BOOKS AND PRISONERS

POLITICIANS AND POWER 


Chris Grayling 
Politicians are rarely as dishonest as when they speak of devolving power. ‘Power to the people,’ ‘localism,’ ‘decentralisation,’ ‘local decisions made by local people,’ the slogans and promises come out at election time like daffodils in spring and last just about as long. As to giving away power this is the one thing politicians resist with a fervour and passion worthy of the great causes of any age. For a politician power is the very stuff of life, it is the one thing that gets them up in the morning, it’s what turns them on, it is there very raison d’être.
Now of course there have been instances of politicians surrendering power; two recent instances in particular involved substantial surrender of power and control, Freedom of Information and devolution to Scotland and Wales. Both instances came from the left and were born of real idealism, particularly the former; however the latter also contained strong elements of pragmatic, even cynical, electoral considerations, primarily a desperate need to defuse the power of the Scots Nationalists.
Whilst respecting FOI Tony Blair tried to blunt the legislation by imposing Jack Straw, that political equivalent of a wet Monday in March, on its legislative progress. Even with Straw’s attempts to blunt the legislation however FOI has proved a valuable tool in the hands of the media and public. So much so that Tony Blair described the legislation as his worst decision in government. At this point irony grips it heart, topples and falls down dead.
 But for all their blather about ‘localism’ and the small state it is the Tories who most love to centralise and control from Whitehall.
The inevitable drift to control and micro management could not be better illustrated than by the Justice Minister, Chris Grayling, who has now decided to centralise control of prison discipline.
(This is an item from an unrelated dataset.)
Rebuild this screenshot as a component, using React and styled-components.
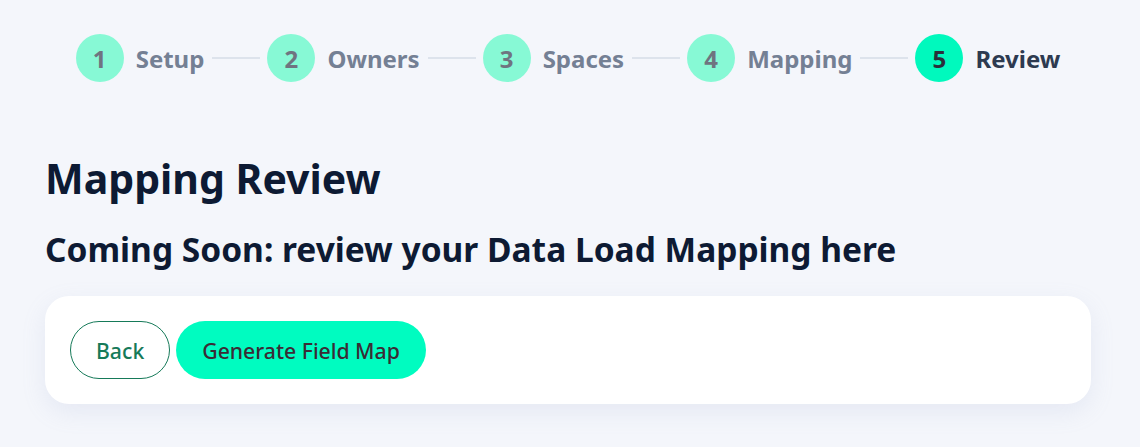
import React from "react";
import styled, { createGlobalStyle } from "styled-components";

const Global = createGlobalStyle`
  html, body { margin: 0; padding: 0; background: #f4f6fb; }
  body { font-family: "Noto Sans", "Open Sans", sans-serif; }
  * { box-sizing: border-box; }
`;

const Page = styled.div`
  min-height: 447px;
  background: #f4f6fb;
  padding: 34px 49px 40px 45px;
`;

const Stepper = styled.div`
  display: flex;
  align-items: center;
  justify-content: center;
`;

const Step = styled.div`
  display: flex;
  align-items: center;
  gap: 12px;
`;

const Circle = styled.div`
  width: 48px;
  height: 48px;
  flex-shrink: 0;
  border-radius: 50%;
  display: flex;
  align-items: center;
  justify-content: center;
  background: ${(p) => (p.$active ? "#00f9bd" : "#87f9d5")};
  color: ${(p) => (p.$active ? "#2a2f3a" : "#6f7480")};
  font-size: 24px;
  font-weight: 700;
`;

const Label = styled.span`
  font-size: 24px;
  font-weight: 700;
  color: ${(p) => (p.$active ? "#2d3a50" : "#748094")};
`;

const Connector = styled.div`
  width: 48px;
  height: 2px;
  background: #dde3ec;
  margin: 0 7px 0 8px;
`;

const Title = styled.h1`
  margin: 69px 0 0;
  font-size: 41px;
  line-height: 54px;
  font-weight: 700;
  color: #0d1a33;
`;

const Subtitle = styled.h2`
  margin: 22px 0 0;
  font-size: 33.5px;
  line-height: 44px;
  font-weight: 700;
  color: #0d1a33;
`;

const Card = styled.div`
  margin-top: 25px;
  background: #ffffff;
  border-radius: 24px;
  padding: 25px 25px;
  display: flex;
  gap: 6px;
  box-shadow: 0 8px 24px rgba(140, 155, 200, 0.14);
`;

const Button = styled.button`
  height: 58px;
  border-radius: 29px;
  font-family: "Noto Sans", "Open Sans", sans-serif;
  font-size: 21.2px;
  font-weight: 500;
  cursor: pointer;
  padding: 0 ${(p) => (p.$primary ? "26px" : "25px")};
  border: ${(p) => (p.$primary ? "none" : "1.5px solid #167a59")};
  background: ${(p) => (p.$primary ? "#00fcc0" : "#ffffff")};
  color: ${(p) => (p.$primary ? "#3a2c35" : "#167a59")};
`;

const steps = ["Setup", "Owners", "Spaces", "Mapping", "Review"];

export default function App() {
  return (
    <Page>
      <Global />
      <Stepper>
        {steps.map((s, i) => (
          <React.Fragment key={s}>
            {i > 0 && <Connector />}
            <Step>
              <Circle $active={i === 4}>{i + 1}</Circle>
              <Label $active={i === 4}>{s}</Label>
            </Step>
          </React.Fragment>
        ))}
      </Stepper>
      <Title>Mapping Review</Title>
      <Subtitle>Coming Soon: review your Data Load Mapping here</Subtitle>
      <Card>
        <Button>Back</Button>
        <Button $primary>Generate Field Map</Button>
      </Card>
    </Page>
  );
}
Gone the discretion of governors, gone too the right of prisoners to receive packages from family, gone the right of prisoners to receive books.

That a policy like this will lead to a steady build up of rage amongst prisoners that is likely to result in a bloody explosion, is simply secondary to this obsession with control. Feelings of impotence and disaffection amongst prison staff and those seeking to support and rehabilitate prisoners will also be a consequence, which, combined with prison overcrowding acerbated by poor quality of prison staff, a consequence of outsourcing, is a recipe for disaster. Should such riots take place Chris Grayling and his ilk will of course deny any culpability.
I have consequently written to Mr Grayling, yet again

Dear Mr Grayling,

I see that you have now centralized all powers related to prison discipline. Decisions once subject to the discretion of individual governors are now concentrated in Whitehall, with a ban on prisoners receiving packages, including the sending of books, and indeed such seditious items as children's home made birthday cards!

And yet once again you are being dishonest; you state…"Prisoners' access to reading material is not being curtailed." Can I provide a definition of curtailed ‘reduce in extent or quantity; impose a restriction on.’ Under the new regulations prisoners will no longer be able to receive books as presents; consequently prisoner’s access to reading material is being curtailed.
You could have said, we are not preventing prisoners from accessing books and this would be true, but the amount of that access is now to be much more restricted. Prisoners can only now access books from the prison library service, those they can afford to purchase from prison earnings or money sent in to them, # though in the latter two circumstances books can only be ordered from a catalogue approved by the Ministry of Justice. How can I access this catalogue, is it available online?
You will be aware that prison libraries are now themselves being subjected to local authority cutbacks, and that access to libraries within prison can often be severely restricted.

I can think of nothing more damaging to prisoner rehabilitation than restricted access to reading material. This policy represents the most short sighted and mean spirited dogma; this crude carrot and stick philosophy emerges only from those who know how to control and punish but not how to engage, empathize and rehabilitate. It will end in tears, though I doubt they will be your own.


#Though I am not sure that this last point is correct, perhaps you could clarify?

Yours truly,

AT *

If you wanted to create a cocktail of mean spiritedness and inhumanity mixed with deep stupidity, restricting prisoner’s access to books would be it. Just when you thought this government could sink no lower they constantly trump you.
At the heart of this dreary and rather sinister little saga there is a moral. At all costs try to avoid falling into the clutches of the state, either as a consequence of poverty or by falling foul of the law. If you do you will fall into the hands of the likes of Mr Grayling who enjoy exercising power over those over whom they exercise control. Believe me this is not something you want to happen.

*Previously Mr Grayling has responded to my e mails, I doubt he will do so this time.